On Friday, new Ontario Lottery and Gaming Corporation chairman Paul Godfrey said the province would consider Internet gambling in the face of slipping revenues.

"When you see what's going on in British Columbia, Quebec and the Atlantic provinces . . . it's something I would explore," Godfrey said on taking the helm at OLG. "Money is going out of this province to other provinces as well as offshore sites."

Ontario's scandal-plagued lottery corporation puts about $1.9 billion into provincial coffers every year.

McGuinty has in the past closed the door on such things as corner-store liquor sales, saying he believes children are better protected under a government monopoly.

He believes there is an ethical difference with Internet gambling, which allows faceless customers to wager thousands of dollars per minute, often in the comfort of their living rooms.

"The difference is we can control whether or not there is corner store sales for beer or wine," McGuinty said Tuesday. "Internet gambling is taking place. It's already there. The issue is what do we want to do in the face of that."

More than one-third of the province's gaming revenue comes from people with a moderate to severe gambling addiction, according to a 2004 study.

"We have problem gambling situations in this province that we're not dealing with," said provincial NDP Leader Andrea Horwath. "At this point I don't think there's any necessity to expand into Internet gambling."

Loto-Quebec recently announced it will launch an online poker site this fall.

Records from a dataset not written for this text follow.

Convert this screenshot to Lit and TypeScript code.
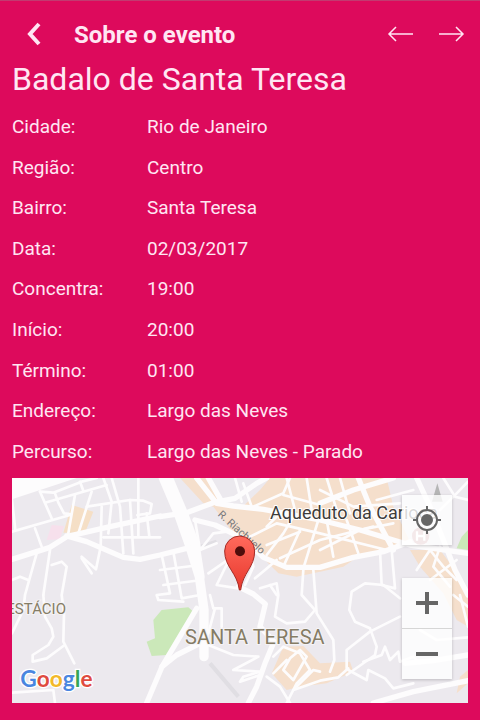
import { LitElement, html, svg, css } from "lit";
import { customElement } from "lit/decorators.js";

const details: [string, string][] = [
  ["Cidade:", "Rio de Janeiro"],
  ["Região:", "Centro"],
  ["Bairro:", "Santa Teresa"],
  ["Data:", "02/03/2017"],
  ["Concentra:", "19:00"],
  ["Início:", "20:00"],
  ["Término:", "01:00"],
  ["Endereço:", "Largo das Neves"],
  ["Percurso:", "Largo das Neves - Parado"],
];

// Street geometry, grouped by road class.
const avenues = [
  "M490 24L535 130L568 224L598 320L612 420L612 560",
  "M505 24L550 130L585 224L600 320",
];
const mainRoads = [
  "M36 268L150 232L200 200L330 170L480 138",
  "M200 198L260 215L370 262L420 268L480 255L560 235",
  "M480 140L560 128L640 98L705 85L770 40L800 24",
  "M590 24L650 100L700 108L790 118L960 150L1080 180L1230 225L1404 250",
  "M625 24L668 100",
  "M585 150L645 165L730 205L790 262L860 292L960 292L1060 262L1150 245L1230 215",
  "M1075 24L1110 110L1180 240",
  "M960 100L1060 60L1180 24",
  "M1250 24L1290 110L1330 210L1365 300L1404 375",
  "M486 590L530 555L600 520",
  "M715 350L760 372L796 402L780 470L822 515L795 580L770 650L745 699",
  "M590 415L486 590L440 699",
  "M1120 699L1240 665L1404 632",
  "M1215 580L1300 572L1404 555",
];
const streets = [
  "M36 185L210 135", "M36 90L46 180", "M120 65L155 145", "M120 65L160 68L245 35L290 24",
  "M135 98L320 45", "M240 35L250 62", "M165 70L175 98L192 130L210 132", "M225 75L205 190",
  "M275 65L235 190", "M310 24L335 95L325 190", "M335 24L360 110L370 250",
  "M260 110L390 90L430 92L455 102L450 130L412 135", "M415 24L415 200", "M390 90L400 250",
  "M310 202L480 202", "M440 130L448 200", "M305 110L302 230L288 298L245 260", "M275 310L245 265",
  "M105 175L125 230", "M150 240L130 375", "M110 250L75 375L70 420L36 490",
  "M155 285L185 275L200 290L185 375L192 430L190 515L223 580", "M36 330L60 320L85 330",
  "M130 375L135 440L155 475L160 500L145 525L98 555L98 575L140 565L190 528",
  "M36 668L160 660L165 699", "M480 300L600 285", "M490 345L605 330",
  "M485 255L510 370L470 375L475 390L550 395", "M520 245L545 385L600 375", "M585 150L600 240L640 190L680 185",
  "M600 240L650 220", "M730 40L755 110", "M705 24L725 95", "M870 24L850 70L760 110",
  "M860 24L885 120", "M920 24L935 120", "M850 75L960 105", "M800 170L840 130",
  "M750 200L830 160L960 190L1160 240", "M800 255L850 190L880 140", "M850 290L900 180",
  "M910 295L955 150", "M800 225L900 185", "M840 265L960 210L1120 170", "M625 310L690 265L672 300L650 345L715 355",
  "M745 230L760 290L735 345", "M765 325L795 300L830 270", "M780 355L830 340L835 375L825 440L860 460L915 455L945 420L905 375L910 300", "M810 345L830 375",
  "M940 300L950 430L1000 510L1003 570L990 605",
  "M980 24L1010 120", "M1020 24L1050 130", "M960 60L1060 110L1200 100", "M980 150L1000 260",
  "M960 240L1080 180L1180 160", "M1040 150L1075 250", "M1130 90L1240 60", "M1140 240L1145 345L1185 355L1175 240",
  "M1200 385L1150 345L1095 340L1055 365L1048 420L1065 455L1110 475L1130 530L1125 555L1040 615", "M1330 24L1365 80L1404 90", "M1404 35L1370 70L1320 120",
  "M1250 300L1290 240L1330 290L1370 330", "M1320 230L1300 290L1350 350", "M1290 330L1370 270",
  "M630 375L640 415L665 415L665 470", "M645 415L625 490L600 510",
  "M625 525L700 555L775 560L700 600L780 605L730 620L720 635L780 615",
  "M820 560L850 530L900 550L930 600L890 640L860 699",
  "M800 620L840 650L870 699", "M870 565L900 540L920 560L880 630L850 600L870 565", "M820 610L860 570",
  "M890 650L940 600L960 605", "M880 660L960 632L1015 622L1045 595",
  "M1040 595L1040 540L1110 485L1200 440", "M1090 575L1145 555L1155 530L1170 570L1195 545L1200 575L1240 560L1260 580",
  "M1045 600L1100 630L1105 600L1155 625L1180 655L1240 640",
  "M1360 375L1404 410", "M1260 480L1310 510L1404 502", "M1380 375L1404 470",
];

const map = svg`
  <defs>
    <linearGradient id="pin" x1="0" y1="0" x2="0" y2="1">
      <stop offset="0" stop-color="#ff6a5c" />
      <stop offset="1" stop-color="#e8382d" />
    </linearGradient>
  </defs>
  <rect class="land" x="36" y="24" width="1368" height="675" />
  <path class="blank" d="M36 24H230L36 88Z" />
  <path class="block" d="M215 105L280 125L255 188L190 188Z" />
  <path class="rose" d="M155 165L192 168L180 208L140 210Z" />
  <path class="zone" d="M540 24H622L680 105L720 118L780 60L810 24H1160L1180 110L1230 215L1060 270L1030 290L890 320L835 310L780 255L700 190L640 110L610 100Z" />
  <path class="zone" d="M1230 240L1320 240L1350 280L1404 375V470L1370 450L1330 370L1260 290Z" />
  <path class="zone" d="M815 610L850 530L910 528L960 580L1050 575L1060 605L980 640L900 650L860 660Z" />
  <path class="zone" d="M1404 600L1380 620L1370 670L1404 640Z" />
  <path class="park" d="M440 515L465 505L460 450L485 420L565 412L580 425L500 555L455 558Z" />
  <path class="park" d="M1370 235L1385 200L1404 180V240Z" />
  <path class="rail" d="M630 580L715 680" />
  <path class="rail" d="M585 235L650 215" />
  ${streets.map((d) => svg`<path class="street" d=${d} />`)}
  ${mainRoads.map((d) => svg`<path class="road" d=${d} />`)}
  ${avenues.map((d) => svg`<path class="avenue" d=${d} />`)}
  <path class="peak" d="M1296 95L1312 40L1328 95Z" />
  <circle class="metro" cx="1262" cy="198" r="26" />
  <path class="metro-mark" d="M1251 184V212M1273 184V212M1251 198H1273" />
  <text class="street-name" transform="translate(652 136) rotate(42)">R. Riachuelo</text>
  <text class="place" x="810" y="147">Aqueduto da Carioca</text>
  <text class="district small" x="198" y="431" text-anchor="end">ESTÁCIO</text>
  <text class="district" x="555" y="523">SANTA TERESA</text>
  <path class="pin" d="M718 360C712 308 674 292 674 243A45 45 0 0 1 764 243C764 292 728 308 722 360Z" />
  <circle class="pin-dot" cx="720" cy="244" r="15" />
  <text class="logo" x="61" y="652"><tspan class="b">G</tspan><tspan class="r">o</tspan><tspan class="y">o</tspan><tspan class="b">g</tspan><tspan class="g">l</tspan><tspan class="r">e</tspan></text>
`;

@customElement("app-root")
export class AppRoot extends LitElement {
  static styles = css`
    :host {
      display: flex;
      flex-direction: column;
      box-sizing: border-box;
      min-height: 100vh;
      padding: 0 12px 17px;
      border-top: 1px solid #c23a70;
      background: #dd0a5c;
      color: #ffe6f3;
      font-family: Roboto, "Liberation Sans", sans-serif;
    }
    * { box-sizing: border-box; }
    button {
      display: grid;
      place-items: center;
      margin: 0;
      padding: 0;
      border: 0;
      background: none;
      color: inherit;
      cursor: pointer;
    }
    header { display: flex; align-items: center; height: 58px; padding-top: 8px; }
    .back { width: 44px; height: 44px; }
    .title { flex: 1; margin: 0 0 0 18px; padding-top: 2px; font-size: 24px; line-height: 32px; font-weight: 700; }
    .nav { display: flex; gap: 8px; }
    .nav button { width: 44px; height: 44px; margin-right: -8px; }
    .nav button + button { margin-left: 8px; margin-right: -6px; }
    svg { display: block; fill: none; stroke: currentColor; }
    h1 { margin: 0 0 8px; font-size: 32px; line-height: 40px; font-weight: 400; }
    dl { flex: 1; display: grid; grid-auto-rows: minmax(40px, 1fr); margin: 0 0 6px; font-size: 19px; line-height: 24px; }
    .row { display: grid; grid-template-columns: 135px 1fr; align-items: center; }
    dd { margin: 0; }

    .map { position: relative; height: 225px; overflow: hidden; background: #ece9ee; }
    .canvas { width: 100%; height: 100%; stroke: none; }
    .land { fill: #ece9ee; }
    .blank { fill: #fdfcfd; }
    .zone { fill: #f5dfcc; }
    .block { fill: #f5dfc6; }
    .rose { fill: #f7e0ec; }
    .park { fill: #cbe8b9; }
    .rail { stroke: #e0dee3; stroke-width: 12; }
    .street, .road, .avenue { fill: none; stroke: #fdfcfd; stroke-linejoin: round; stroke-linecap: round; }
    .street { stroke-width: 8; }
    .road { stroke-width: 16; }
    .avenue { stroke-width: 28; }
    .peak { fill: #b5b5b5; }
    .metro { fill: #c68f96; }
    .metro-mark { stroke: #fff; stroke-width: 7; }
    .street-name { font-size: 32px; fill: #77787c; }
    .place { font-size: 54px; fill: #3e3c3a; stroke: #fff; stroke-width: 6; paint-order: stroke; }
    .district { font-size: 60px; fill: #857c65; stroke: #f5f3f5; stroke-width: 6; paint-order: stroke; }
    .small { font-size: 45px; }
    .pin { fill: url(#pin); stroke: #a52b25; stroke-width: 3; }
    .pin-dot { fill: #4f0d0b; }
    .logo { font-family: Lato, sans-serif; font-size: 68px; font-weight: 700; stroke: #fff; stroke-width: 8; paint-order: stroke; }
    .b { fill: #4a86e0; }
    .r { fill: #df4b3f; }
    .y { fill: #f3b929; }
    .g { fill: #35a556; }

    .controls { position: absolute; top: 17px; right: 16px; display: grid; gap: 33px; color: #666; }
    .controls button { width: 50px; height: 50px; background: rgba(255, 255, 255, 0.8); }
    .controls > button, .zoom { box-shadow: 0 1px 3px rgba(0, 0, 0, 0.2); }
    .zoom button + button { height: 51px; border-top: 1px solid #d6d6d6; }
  `;

  render() {
    return html`
      <header>
        <button class="back" aria-label="Voltar">
          <svg width="16" height="24" viewBox="0 0 16 24" stroke-width="4"><path d="M13 2L4 12L13 22" /></svg>
        </button>
        <h2 class="title">Sobre o evento</h2>
        <nav class="nav">
          <button aria-label="Anterior">
            <svg width="28" height="18" viewBox="0 0 28 18" stroke-width="1.5"><path d="M27 9H3M10 2L3 9L10 16" /></svg>
          </button>
          <button aria-label="Próximo">
            <svg width="28" height="18" viewBox="0 0 28 18" stroke-width="1.5"><path d="M1 9H25M18 2L25 9L18 16" /></svg>
          </button>
        </nav>
      </header>
      <h1>Badalo de Santa Teresa</h1>
      <dl>
        ${details.map(([name, value]) => html`<div class="row"><dt>${name}</dt><dd>${value}</dd></div>`)}
      </dl>
      <section class="map" aria-label="Mapa">
        <svg class="canvas" viewBox="36 24 1368 675" preserveAspectRatio="xMidYMid slice">${map}</svg>
        <div class="controls">
          <button aria-label="Minha localização">
            <svg width="30" height="30" viewBox="0 0 30 30" stroke-width="2">
              <circle cx="15" cy="15" r="10" />
              <circle cx="15" cy="15" r="5" fill="currentColor" />
              <path d="M15 1V6M15 24V29M1 15H6M24 15H29" />
            </svg>
          </button>
          <div class="zoom">
            <button aria-label="Aproximar">
              <svg width="24" height="24" viewBox="0 0 24 24" stroke-width="4"><path d="M1 12H23M12 1V23" /></svg>
            </button>
            <button aria-label="Afastar">
              <svg width="24" height="24" viewBox="0 0 24 24" stroke-width="4"><path d="M1 12H23" /></svg>
            </button>
          </div>
        </div>
      </section>
    `;
  }
}
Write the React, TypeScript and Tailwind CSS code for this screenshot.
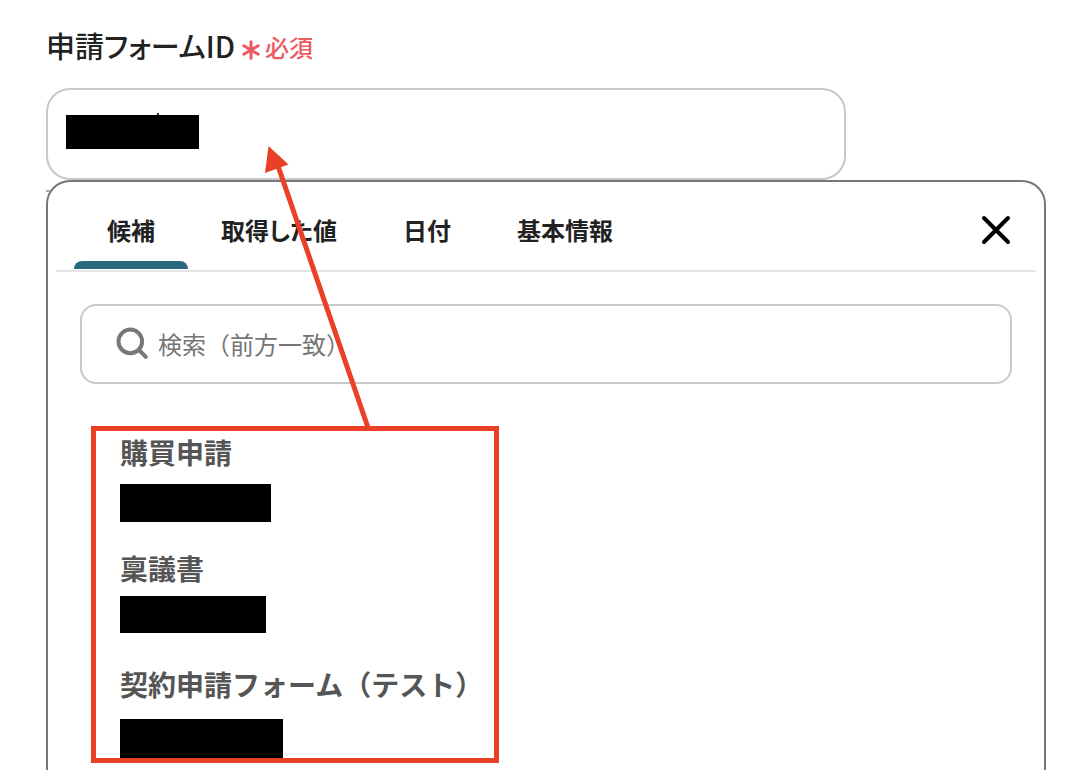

It hopes the new site will counter the thousands of illegal gambling websites that already exist and forecasts it will make $50 million by 2012.

The site will be launched in partnership with the Atlantic and B.C. lottery corporations, which already have their own online ventures.

"It's our governments that are the most addicted to gambling," said Dr. Jeff Derevensky, co-founder of the International Centre for Youth Gambling Problems and High Risk Behaviours at McGill University. "They're addicted to the revenue. There is no great social consciousness. This is a money-making operation, that's quite clear."